The tabletop is construction grade douglas fir from lowes, and it is 26 2×4s that I used my planer to flatten on all sides. With 26 2×4s laminated together to get a 35in table, 6ft long.

With this tabletop I have 2 main concerns.

1) One of the glue joints towards the center didn't have much if any glue squeeze out after clamping (image below). I covered the whole face (titebond III), but I guess it was a thin coating… How strong is the joint and how nervous do I need to be about it.

2) I was planning on doing pinned mortise and tenon joints to connect the legs to the top, without top stretchers to support the tabletop. Is this a terrible idea? Is a laminated 3in (after flattening) top thick enough that I can get by without stretchers?

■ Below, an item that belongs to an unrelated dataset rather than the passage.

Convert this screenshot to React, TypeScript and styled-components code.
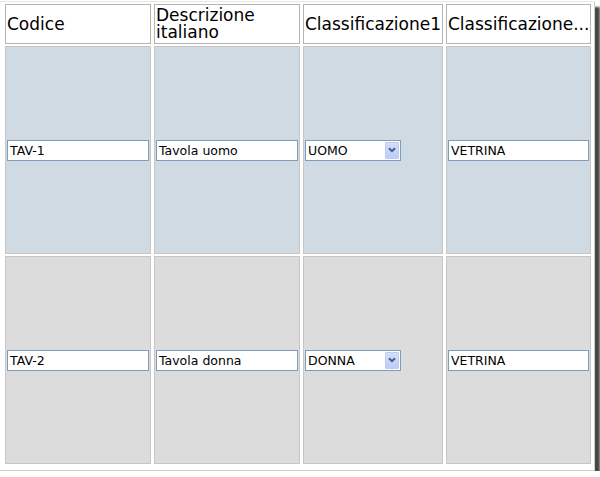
import React from "react";
import styled, { createGlobalStyle } from "styled-components";

const GlobalStyle = createGlobalStyle`
    html, body {
        margin: 0;
        padding: 0;
        background: #ffffff;
    }

    body {
        font-family: "DejaVu Sans", Verdana, sans-serif;
    }
`

const Frame = styled.div`
    width: 595px;
    height: 470px;
    margin-top: 1px;
    box-sizing: border-box;
    border-top: 1px solid #ebe7da;
    border-right: 1px solid #cfcfcf;
    border-bottom: 1px solid #cfcfcf;
    background: #ffffff;
    box-shadow: 5px 6px 2px rgba(0, 0, 0, 0.72);
    padding-left: 2px;
`

const Grid = styled.table`
    table-layout: fixed;
    width: 592px;
    border-collapse: separate;
    border-spacing: 3px 2px;
`

const HeaderCell = styled.th<{ $nowrap?: boolean }>`
    height: 40px;
    box-sizing: border-box;
    padding: 0 1px;
    border: 1px solid #b4b4b4;
    background: #ffffff;
    color: #000000;
    font-size: 17px;
    line-height: 17px;
    font-weight: normal;
    text-align: left;
    vertical-align: middle;
    white-space: ${({ $nowrap }) => ($nowrap ? "nowrap" : "normal")};
    overflow: hidden;
`

const Cell = styled.td<{ $tone: "blue" | "grey" }>`
    height: 208px;
    box-sizing: border-box;
    padding: 0 1px;
    border: 1px solid #c6c6c6;
    background: ${({ $tone }) => ($tone === "blue" ? "#cfdae3" : "#dcdcdc")};
    vertical-align: middle;
`

const TextBox = styled.input`
    display: block;
    width: 100%;
    height: 21px;
    box-sizing: border-box;
    margin: 0;
    padding: 0 2px;
    border: 1px solid #7f9db9;
    background: #ffffff;
    color: #000000;
    font-family: "DejaVu Sans", Verdana, sans-serif;
    font-size: 12.5px;
    outline: none;
`

const SelectBox = styled.div`
    display: flex;
    align-items: center;
    width: 96px;
    height: 21px;
    box-sizing: border-box;
    border: 1px solid #7f9db9;
    background: #ffffff;
    font-size: 12.5px;
    color: #000000;
`

const SelectValue = styled.span`
    flex: 1;
    padding-left: 2px;
`

const SelectArrow = styled.span`
    display: flex;
    align-items: center;
    justify-content: center;
    width: 14px;
    height: 17px;
    margin-right: 1px;
    box-sizing: border-box;
    border: 1px solid #bccbf0;
    border-radius: 1px;
    background: linear-gradient(#d3defd, #bccdf8);
`

type Row = {
    codice: string
    descrizione: string
    classe1: string
    classe2: string
    tone: "blue" | "grey"
}

const rows: Row[] = [
    { codice: "TAV-1", descrizione: "Tavola uomo", classe1: "UOMO", classe2: "VETRINA", tone: "blue" },
    { codice: "TAV-2", descrizione: "Tavola donna", classe1: "DONNA", classe2: "VETRINA", tone: "grey" },
]

const Chevron = () => (
    <svg width="8" height="6" viewBox="0 0 8 6">
        <path d="M1 1.2 L4 4.2 L7 1.2" fill="none" stroke="#4a5d86" strokeWidth="2" />
    </svg>
)

const App = () => {
    return (
        <>
            <GlobalStyle />
            <Frame>
                <Grid>
                    <colgroup>
                        <col style={{ width: 146 }} />
                        <col style={{ width: 146 }} />
                        <col style={{ width: 140 }} />
                        <col style={{ width: 145 }} />
                    </colgroup>
                    <thead>
                        <tr>
                            <HeaderCell>Codice</HeaderCell>
                            <HeaderCell>Descrizione italiano</HeaderCell>
                            <HeaderCell $nowrap>Classificazione1</HeaderCell>
                            <HeaderCell $nowrap>Classificazione...</HeaderCell>
                        </tr>
                    </thead>
                    <tbody>
                        {rows.map(row => (
                            <tr key={row.codice}>
                                <Cell $tone={row.tone}>
                                    <TextBox defaultValue={row.codice} />
                                </Cell>
                                <Cell $tone={row.tone}>
                                    <TextBox defaultValue={row.descrizione} />
                                </Cell>
                                <Cell $tone={row.tone}>
                                    <SelectBox>
                                        <SelectValue>{row.classe1}</SelectValue>
                                        <SelectArrow>
                                            <Chevron />
                                        </SelectArrow>
                                    </SelectBox>
                                </Cell>
                                <Cell $tone={row.tone}>
                                    <TextBox defaultValue={row.classe2} />
                                </Cell>
                            </tr>
                        ))}
                    </tbody>
                </Grid>
            </Frame>
        </>
    )
}

export default App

I'm scared my workbench is going to fold in half like a taco the first time I tap it with a hammer…


----------



## controlfreak (Jun 29, 2019)

That a wide top! There is only one way to know if you will be okay. If the center gap is bothering you if could be ripped out and re-glued but it gets a little tough to flatten a move wide slabs. Maybe a center tool rest or tray is in order here.


----------



## SMP (Aug 29, 2018)

It really depends on the structure of the base. There are tons of tried and true bench designs out there. And Chris Schwarz's latest book is free to download. No reason to reinvent the wheel IMHO. Like for example, I built mine from Richard Maguire's plans. The top is just 2x planks laid flat on the base. But the bas is designed to where I could park a tank on this thing.


----------



## m4778 (Jan 5, 2021)

Yea the width of the top is another one of those things I have since realized the error of my ways…

There are actually no visible gaps, what you see in the full table image is just glue coming out of the seams between the chunks I most recently glued, and in the first image that is just a shadow, there is no visible gaps. However I was concerned because there is basically no glue squeeze out in that first seam…


----------



## m4778 (Jan 5, 2021)

> It really depends on the structure of the base. There are tons of tried and true bench designs out there. And Chris Schwarz's latest book is free to download. No reason to reinvent the wheel IMHO. Like for example, I built mine from Richard Maguire's plans. The top is just 2x planks laid flat on the base. But the bas is designed to where I could park a tank on this thing.
> 
> - SMP


Yea I have since read that book, which is how I have now learned of all my errors, but unfortunately I already glued the top haha.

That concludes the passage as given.